- **Exercise aim**: Using the listing below, report all lines holding the word "that".

☆ ☆ ☆

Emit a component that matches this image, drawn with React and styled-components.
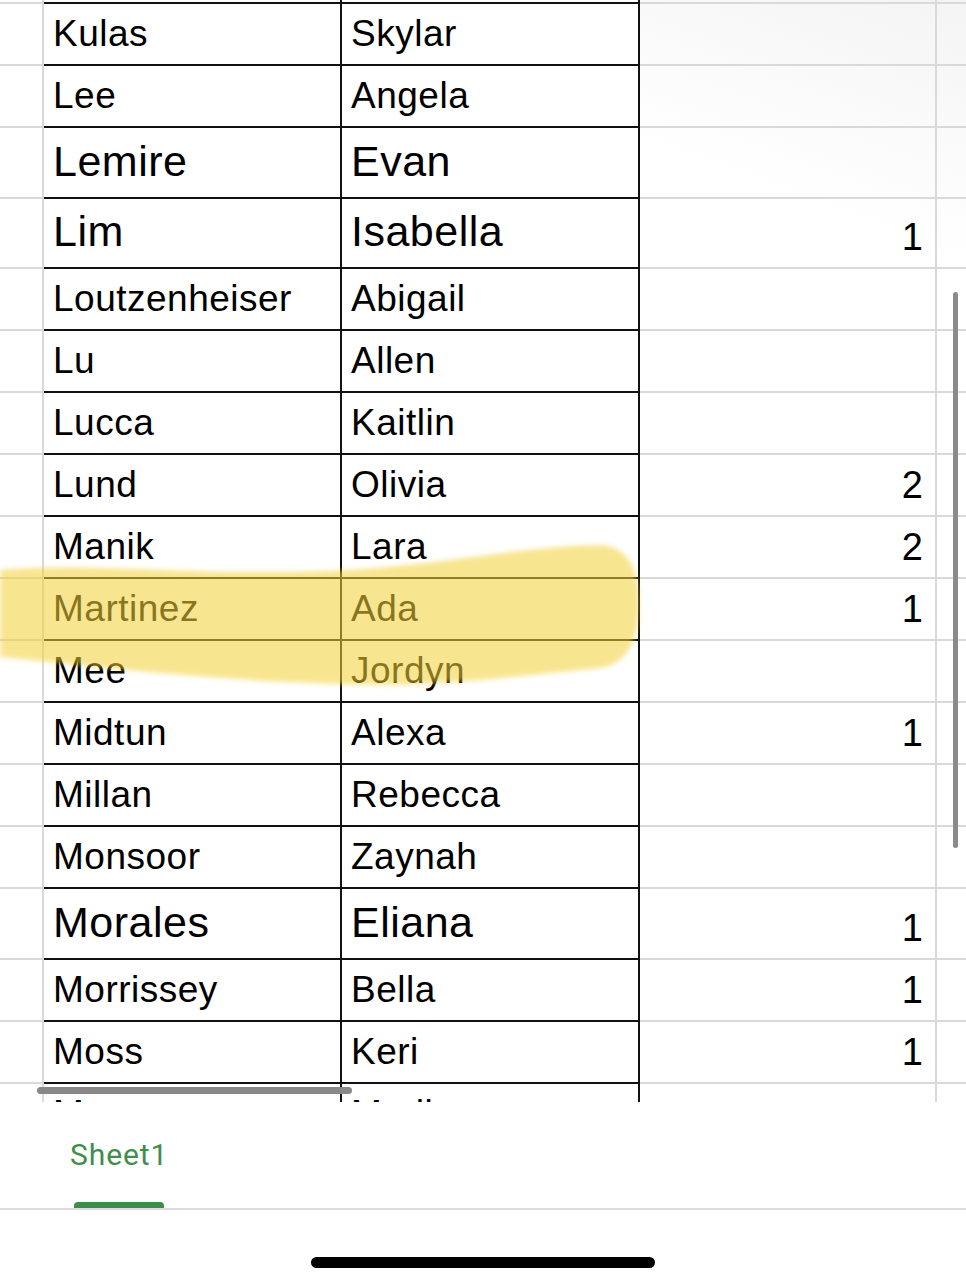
import styled, { createGlobalStyle } from "styled-components";

const rows = [
  { a: "Kulas", b: "Skylar", c: "" },
  { a: "Lee", b: "Angela", c: "" },
  { a: "Lemire", b: "Evan", c: "", big: true, h: 71 },
  { a: "Lim", b: "Isabella", c: "1", big: true, h: 70 },
  { a: "Loutzenheiser", b: "Abigail", c: "" },
  { a: "Lu", b: "Allen", c: "" },
  { a: "Lucca", b: "Kaitlin", c: "" },
  { a: "Lund", b: "Olivia", c: "2" },
  { a: "Manik", b: "Lara", c: "2" },
  { a: "Martinez", b: "Ada", c: "1" },
  { a: "Mee", b: "Jordyn", c: "" },
  { a: "Midtun", b: "Alexa", c: "1" },
  { a: "Millan", b: "Rebecca", c: "" },
  { a: "Monsoor", b: "Zaynah", c: "" },
  { a: "Morales", b: "Eliana", c: "1", big: true, h: 71 },
  { a: "Morrissey", b: "Bella", c: "1" },
  { a: "Moss", b: "Keri", c: "1" },
  { a: "Moran", b: "Madison", c: "" },
];

const GlobalStyle = createGlobalStyle`
  html, body {
    margin: 0;
    padding: 0;
    background: #fff;
  }
  body {
    font-family: "Liberation Sans", Arial, sans-serif;
    width: 966px;
    height: 1280px;
    overflow: hidden;
  }
`;

const Screen = styled.div`
  width: 966px;
  height: 1280px;
  display: flex;
  flex-direction: column;
  background: #fff;
`;

const Viewport = styled.div`
  position: relative;
  height: 1102px;
  overflow: hidden;
  flex-shrink: 0;
  background: linear-gradient(200deg, #f4f4f4 0%, #fff 18%);
`;

const Row = styled.div`
  display: grid;
  grid-template-columns: 44px 298px 298px 297px 1fr;
  grid-template-rows: 100%;
  height: ${(p) => p.$h}px;
`;

const Gutter = styled.div`
  border-right: 2px solid #d9d9d9;
  border-bottom: 2px solid #d9d9d9;
`;

const NameCell = styled.div`
  display: flex;
  align-items: flex-end;
  padding: 0 0 ${(p) => (p.$big ? 14 : 12)}px 9px;
  border-right: 2px solid #111;
  border-bottom: 2px solid #111;
  background: #fff;
  font-size: ${(p) => (p.$big ? 43 : 37)}px;
  letter-spacing: 0.5px;
  line-height: 1;
  color: #000;
  white-space: nowrap;
  overflow: hidden;
`;

const EdgeCell = styled.div`
  border-right: 2px solid ${(p) => (p.$dark ? "#111" : "#d9d9d9")};
  border-bottom: 2px solid ${(p) => (p.$dark ? "#111" : "#d9d9d9")};
  background: ${(p) => (p.$dark ? "#fff" : "transparent")};
`;

const CountCell = styled.div`
  display: flex;
  align-items: flex-end;
  justify-content: flex-end;
  padding: 0 12px 11px 0;
  border-right: 2px solid #d9d9d9;
  border-bottom: 2px solid #d9d9d9;
  font-size: 38px;
  line-height: 1;
  color: #000;
`;

const Spare = styled.div`
  border-bottom: 2px solid #d9d9d9;
`;

const Highlight = styled.svg`
  position: absolute;
  left: 0;
  top: 0;
  width: 966px;
  height: 1102px;
  pointer-events: none;
`;

const VScroll = styled.div`
  position: absolute;
  right: 8px;
  top: 292px;
  width: 5px;
  height: 556px;
  border-radius: 3px;
  background: #8b8b8b;
`;

const HScroll = styled.div`
  position: absolute;
  left: 37px;
  top: 1087px;
  width: 315px;
  height: 7px;
  border-radius: 4px;
  background: #888;
`;

const TabBar = styled.div`
  height: 106px;
  border-bottom: 2px solid #dcdcdc;
  padding-left: 70px;
  display: flex;
  flex-direction: column;
  justify-content: space-between;
  flex-shrink: 0;
`;

const TabLabel = styled.div`
  margin-top: 35px;
  font-family: Roboto, "Open Sans", sans-serif;
  font-size: 30px;
  color: #3f8e4a;
  letter-spacing: 0.9px;
`;

const TabMark = styled.div`
  width: 90px;
  height: 6px;
  margin-left: 4px;
  border-radius: 4px 4px 0 0;
  background: #3f8b48;
`;

const HomeArea = styled.div`
  flex: 1;
  display: flex;
  justify-content: center;
  padding-top: 47px;
`;

const HomeBar = styled.div`
  width: 344px;
  height: 11px;
  border-radius: 6px;
  background: #000;
`;

function SheetRow({ row }) {
  return (
    <Row $h={row.h || 62}>
      <Gutter />
      <NameCell $big={row.big}>{row.a}</NameCell>
      <NameCell $big={row.big}>{row.b}</NameCell>
      <CountCell>{row.c}</CountCell>
      <Spare />
    </Row>
  );
}

export default function App() {
  return (
    <Screen>
      <GlobalStyle />
      <Viewport>
        <Row $h={4}>
          <Gutter />
          <EdgeCell $dark />
          <EdgeCell $dark />
          <EdgeCell />
          <Spare />
        </Row>
        {rows.map((r) => (
          <SheetRow key={r.a} row={r} />
        ))}
        <Highlight viewBox="0 0 966 1102">
          <defs>
            <filter id="soft" x="-5%" y="-20%" width="110%" height="140%">
              <feGaussianBlur stdDeviation="2.5" />
            </filter>
          </defs>
          <path
            d="M0,570 C90,562 190,576 330,571 C440,566 520,546 600,545 Q638,547 639,600 Q640,662 600,668 C520,676 430,688 340,684 C220,681 110,668 0,657 Z"
            fill="#f2d13a"
            fillOpacity="0.56"
            filter="url(#soft)"
          />
        </Highlight>
        <VScroll />
        <HScroll />
      </Viewport>
      <TabBar>
        <TabLabel>Sheet1</TabLabel>
        <TabMark />
      </TabBar>
      <HomeArea>
        <HomeBar />
      </HomeArea>
    </Screen>
  );
}
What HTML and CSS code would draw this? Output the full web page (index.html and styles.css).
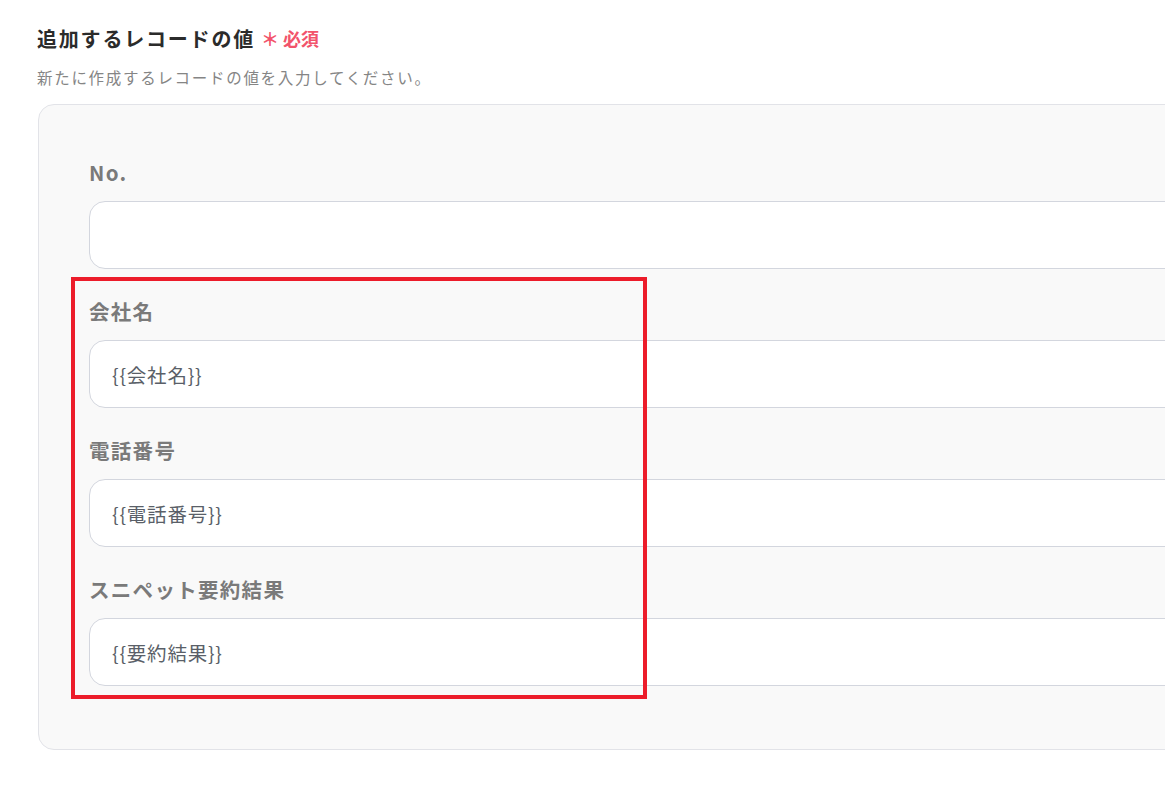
FILE: index.html
```html
<!DOCTYPE html>
<html lang="ja">
<head>
<meta charset="utf-8">
<title>追加するレコードの値</title>
<link rel="stylesheet" href="styles.css">
</head>
<body>
<div class="page">
  <div class="heading">
    <span class="title">追加するレコードの値</span>
    <span class="required"><span class="asterisk">＊</span>必須</span>
  </div>
  <p class="desc">新たに作成するレコードの値を入力してください。</p>
  <div class="panel">
    <div class="field">
      <div class="label">No.</div>
      <div class="input"></div>
    </div>
    <div class="field">
      <div class="label">会社名</div>
      <div class="input">{{会社名}}</div>
    </div>
    <div class="field">
      <div class="label">電話番号</div>
      <div class="input">{{電話番号}}</div>
    </div>
    <div class="field">
      <div class="label">スニペット要約結果</div>
      <div class="input">{{要約結果}}</div>
    </div>
    <div class="highlight"></div>
  </div>
</div>
</body>
</html>
```
FILE: styles.css
```css
html, body {
  margin: 0;
  padding: 0;
  background: #ffffff;
  overflow: hidden;
}
body {
  font-family: "Noto Sans CJK JP", "Noto Sans", sans-serif;
  width: 1165px;
  height: 788px;
}
.page {
  padding: 23px 0 0 37px;
}
.heading {
  display: flex;
  align-items: center;
  height: 30px;
}
.title {
  font-size: 20px;
  font-weight: 700;
  color: #2b2b2b;
  letter-spacing: 1.8px;
}
.required {
  margin-left: 6px;
  font-size: 18px;
  font-weight: 700;
  color: #f2536b;
  display: flex;
  align-items: center;
}
.asterisk {
  font-size: 18px;
  margin-right: 4px;
}
.desc {
  margin: 14px 0 0 0;
  font-size: 15.5px;
  line-height: 20px;
  color: #858585;
  letter-spacing: 1.7px;
}
.panel {
  position: relative;
  margin-top: 17px;
  margin-left: 1px;
  width: 1300px;
  box-sizing: border-box;
  background: #f9f9f9;
  border: 1px solid #e2e3e8;
  border-radius: 16px;
  padding: 53px 0 63px 50px;
  display: flex;
  flex-direction: column;
  gap: 28px;
}
.field {
  display: flex;
  flex-direction: column;
  gap: 15px;
}
.label {
  font-size: 20.5px;
  line-height: 28px;
  font-weight: 700;
  color: #7a7a7a;
  letter-spacing: 1.3px;
}
.input {
  height: 68px;
  box-sizing: border-box;
  background: #ffffff;
  border: 1px solid #d3d6de;
  border-radius: 16px;
  padding: 0 0 0 22px;
  display: flex;
  align-items: center;
  font-size: 19.5px;
  color: #5a5f68;
  letter-spacing: 0.8px;
}
.highlight {
  position: absolute;
  left: 32px;
  top: 172px;
  width: 576px;
  height: 422px;
  box-sizing: border-box;
  border: 4px solid #ec1c2a;
  pointer-events: none;
}
```
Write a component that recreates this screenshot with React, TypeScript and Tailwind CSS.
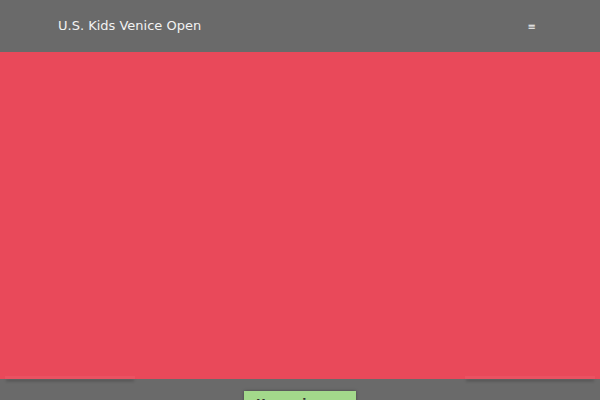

☆ ☆ ☆

- **Output for this exercise**:
Emit a component that matches this image, drawn with React and styled-components.
Write a component that recreates this screenshot with React, TypeScript and Tailwind CSS.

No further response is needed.